007/ノー・タイム・トゥ・ダイ
キャリー・ジョージ・フクナガ監督/ダニエル・クレイグ、ラミ・マレック、レア・セドゥ/2021年/イギリス、アメリカ/Amazon Prime
ダニエル・クレイグ主演でリブートした007シリーズの完結編。
007シリーズに完結なんてあるのかよって話だけれど、ダニエル・クレイグを主演にした今回のシリーズはこの作品で疑いの余地なく完結しているので、それまでのシリーズとは一線を画した五部作ということでいいのだと思う。

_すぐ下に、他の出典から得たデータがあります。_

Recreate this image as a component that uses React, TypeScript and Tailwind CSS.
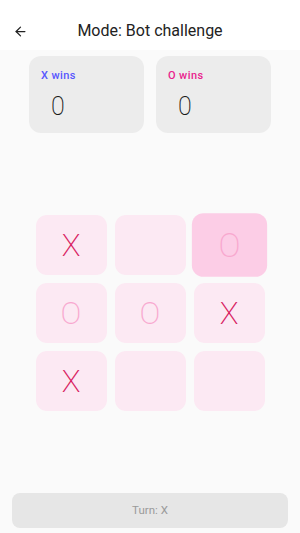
import React from "react";
import { ArrowLeft } from "lucide-react";

type Mark = "X" | "O" | "";

const board: Mark[] = ["X", "", "O", "O", "O", "X", "X", "", ""];

const Cell = ({ mark, active }: { mark: Mark; active?: boolean }) => (
    <div
        className={`w-[71px] h-[60px] rounded-[11px] flex items-center justify-center ${
            active ? "bg-[#fccde6] scale-[1.06]" : "bg-[#fce9f3]"
        }`}
    >
        {mark && (
            <span
                className={`text-[31px] font-extralight leading-none ${
                    mark === "X" ? "text-[#d81b60]" : "text-[#f8a8cf]"
                }`}
            >
                {mark}
            </span>
        )}
    </div>
);

const ScoreCard = ({ label, color }: { label: string; color: string }) => (
    <div className="w-[115px] h-[77px] rounded-[12px] bg-[#ececec] pt-[14px] pl-[12px]">
        <p className={`text-[11px] font-medium tracking-[0.4px] leading-[12px] ${color}`}>{label}</p>
        <p className="text-[25px] font-extralight leading-none text-[#1a1a1a] mt-[12px] ml-[10px]">0</p>
    </div>
);

export default function App() {
    return (
        <div
            className="w-[300px] h-[533px] bg-[#fafafa] flex flex-col"
            style={{ fontFamily: "Roboto, 'Liberation Sans', sans-serif" }}
        >
            {/* Header */}
            <div className="h-[50px] bg-white flex items-center relative shrink-0">
                <ArrowLeft className="absolute left-[13px] top-[24px] w-[15px] h-[15px] text-[#222]" strokeWidth={2} />
                <h1 className="w-full text-center text-[16px] text-[#222] pt-[12px]">Mode: Bot challenge</h1>
            </div>

            {/* Scores */}
            <div className="flex justify-center gap-[12px] mt-[6px]">
                <ScoreCard label="X wins" color="text-[#5656ff]" />
                <ScoreCard label="O wins" color="text-[#e91e8c]" />
            </div>

            {/* Board */}
            <div className="flex-1 flex items-center justify-center">
                <div className="grid grid-cols-3 gap-x-[8px] gap-y-[8px]">
                    {board.map((m, i) => (
                        <Cell key={i} mark={m} active={i === 2} />
                    ))}
                </div>
            </div>

            {/* Turn */}
            <div className="px-[12px] pb-[5px]">
                <div className="h-[35px] rounded-[8px] bg-[#e6e6e6] flex items-center justify-center">
                    <span className="text-[11.5px] text-[#9a9a9a]">Turn: X</span>
                </div>
            </div>
        </div>
    );
}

とにかく、今回のシリーズはすべてが前作の内容を踏まえた連作となっているのが最大の特徴であり、僕みたいなもの忘れのひどい人間にとっては最大の弱点だ。五作目にしてなお『カジノロワイヤル』でエヴァ・グリーンが演じたヴェスパーの名前が出てくるんだからびっくりだよ(毎回「ヴェスパーって誰だっけ?」って思っていた気がする)。ボンドガールだって、今回のメインは前作につづいてレア・セドゥだし。
アナ・デ・アルマスという女優さんが演じるセクシーで初々しい新人スパイが序盤で登場するから、この子が今回メインのボンドガールだとばっか思っていたら、彼女の出番はそのアクションシーンだけだったのにもびっくりだった(彼女の活躍がもっと見たかったぜ)。

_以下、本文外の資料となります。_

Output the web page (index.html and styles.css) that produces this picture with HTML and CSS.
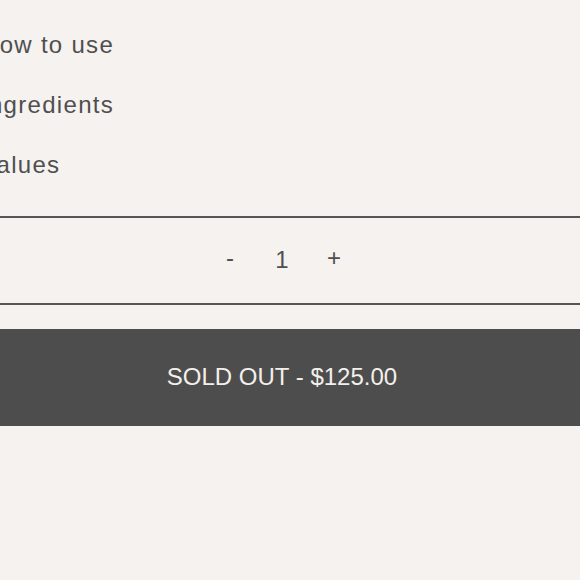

この映画ではボンドはすでに引退していて、007のコードネームは別の黒人女性に与えられている。演じているのはラシャーナ・リンチという人で、どうやらこの人も一応ボンドガールという扱いになるらしい。どこかで「史上初の女性007」みたいな宣伝文句を見た気がするけれど、ジェームズ・ボンド以外の脇役が007を名乗ってもなぁ。

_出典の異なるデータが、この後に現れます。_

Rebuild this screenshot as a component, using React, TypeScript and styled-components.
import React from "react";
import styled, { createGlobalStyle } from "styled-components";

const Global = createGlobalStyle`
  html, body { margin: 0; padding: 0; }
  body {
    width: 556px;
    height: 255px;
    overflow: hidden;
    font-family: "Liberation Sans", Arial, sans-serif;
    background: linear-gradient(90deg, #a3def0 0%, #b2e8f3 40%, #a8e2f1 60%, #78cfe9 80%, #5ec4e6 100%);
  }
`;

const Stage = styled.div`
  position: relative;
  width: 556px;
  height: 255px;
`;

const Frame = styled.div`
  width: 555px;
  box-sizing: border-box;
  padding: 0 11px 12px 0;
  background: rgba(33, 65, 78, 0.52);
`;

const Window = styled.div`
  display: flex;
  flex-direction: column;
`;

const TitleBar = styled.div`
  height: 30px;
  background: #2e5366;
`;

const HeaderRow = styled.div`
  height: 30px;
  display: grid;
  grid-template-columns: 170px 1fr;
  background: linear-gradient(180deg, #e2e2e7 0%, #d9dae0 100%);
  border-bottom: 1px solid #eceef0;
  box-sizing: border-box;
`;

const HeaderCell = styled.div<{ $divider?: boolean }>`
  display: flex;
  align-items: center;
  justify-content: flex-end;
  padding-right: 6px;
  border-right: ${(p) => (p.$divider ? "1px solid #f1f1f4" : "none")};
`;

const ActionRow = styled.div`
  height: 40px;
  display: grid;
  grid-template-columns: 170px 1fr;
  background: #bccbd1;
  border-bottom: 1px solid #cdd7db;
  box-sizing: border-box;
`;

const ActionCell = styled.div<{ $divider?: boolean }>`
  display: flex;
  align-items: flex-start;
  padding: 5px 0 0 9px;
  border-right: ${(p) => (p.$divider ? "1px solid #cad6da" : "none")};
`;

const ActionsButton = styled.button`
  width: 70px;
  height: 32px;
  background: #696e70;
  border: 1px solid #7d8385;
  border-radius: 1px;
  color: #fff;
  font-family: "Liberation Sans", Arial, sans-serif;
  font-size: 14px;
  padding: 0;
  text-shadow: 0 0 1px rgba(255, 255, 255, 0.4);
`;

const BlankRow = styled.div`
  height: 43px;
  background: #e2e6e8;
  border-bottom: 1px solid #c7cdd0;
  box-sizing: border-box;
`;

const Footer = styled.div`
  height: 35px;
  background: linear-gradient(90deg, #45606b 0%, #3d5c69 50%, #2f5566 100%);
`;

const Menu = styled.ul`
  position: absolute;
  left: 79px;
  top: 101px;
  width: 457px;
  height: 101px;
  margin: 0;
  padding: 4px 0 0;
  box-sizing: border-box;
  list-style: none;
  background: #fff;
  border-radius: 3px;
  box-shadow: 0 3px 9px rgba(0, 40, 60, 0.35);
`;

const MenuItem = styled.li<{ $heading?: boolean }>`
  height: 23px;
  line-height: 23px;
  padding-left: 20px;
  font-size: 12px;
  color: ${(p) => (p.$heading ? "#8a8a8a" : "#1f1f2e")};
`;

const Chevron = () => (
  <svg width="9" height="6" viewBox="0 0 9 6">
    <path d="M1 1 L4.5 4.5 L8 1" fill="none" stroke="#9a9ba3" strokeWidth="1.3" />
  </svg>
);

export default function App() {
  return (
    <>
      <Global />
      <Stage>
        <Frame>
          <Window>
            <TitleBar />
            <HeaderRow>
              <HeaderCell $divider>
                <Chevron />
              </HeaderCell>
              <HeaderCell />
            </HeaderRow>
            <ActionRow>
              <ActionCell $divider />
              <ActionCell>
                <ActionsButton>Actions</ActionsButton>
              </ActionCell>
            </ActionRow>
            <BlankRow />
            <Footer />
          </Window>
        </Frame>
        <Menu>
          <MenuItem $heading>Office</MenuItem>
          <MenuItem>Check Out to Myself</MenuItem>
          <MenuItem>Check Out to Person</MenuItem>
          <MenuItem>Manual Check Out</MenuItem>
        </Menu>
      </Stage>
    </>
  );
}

物語はDNAを判別して特定の人だけに効く殺人ウィルス――スペクターが開発してイギリスが回収した。ウィルスではなくではなくナノマシンというらしい。つまり人工のウィルス――を、ラミ・マレック演じるテロリストに盗まれて、世界各国の要人が暗殺されるかもって騒動になるというもの。終盤にボンドのプライベートに絡んだなにそれってサプライズとかもあって、物語としてはそれなりにおもしろかった。
そういやダニー・ボイルが監督するとかもという話は結局うわさに終わり、監督はキャリー・ジョージ・フクナガという人が務めている。名前のとおり日系人らしいけれど、日系何世という遠い話のようで、写真をみたら、ちっとも日本人ぽくないイケメン監督だった。
いやしかし、この五部作は007の誕生から始まって、ボンドに本気の恋をさせたり、少年時代を回想させたり、酒浸りにさせたり、ついにこの映画では****にさせたりと、ジェームズ・ボンドの人となりをこれまでになくつっこんで描いてみせている。そこをどう思うかが評価の分かれ目では?――という気がする。
ショーン・コネリーの演じた飄々とした女ったらしの初代ジェームズ・ボンドこそ007とするならば、まったくの別人といってもいいくらいなので、シリーズのガチなファンがどう思ったのか、ちょっと聞いてみたい。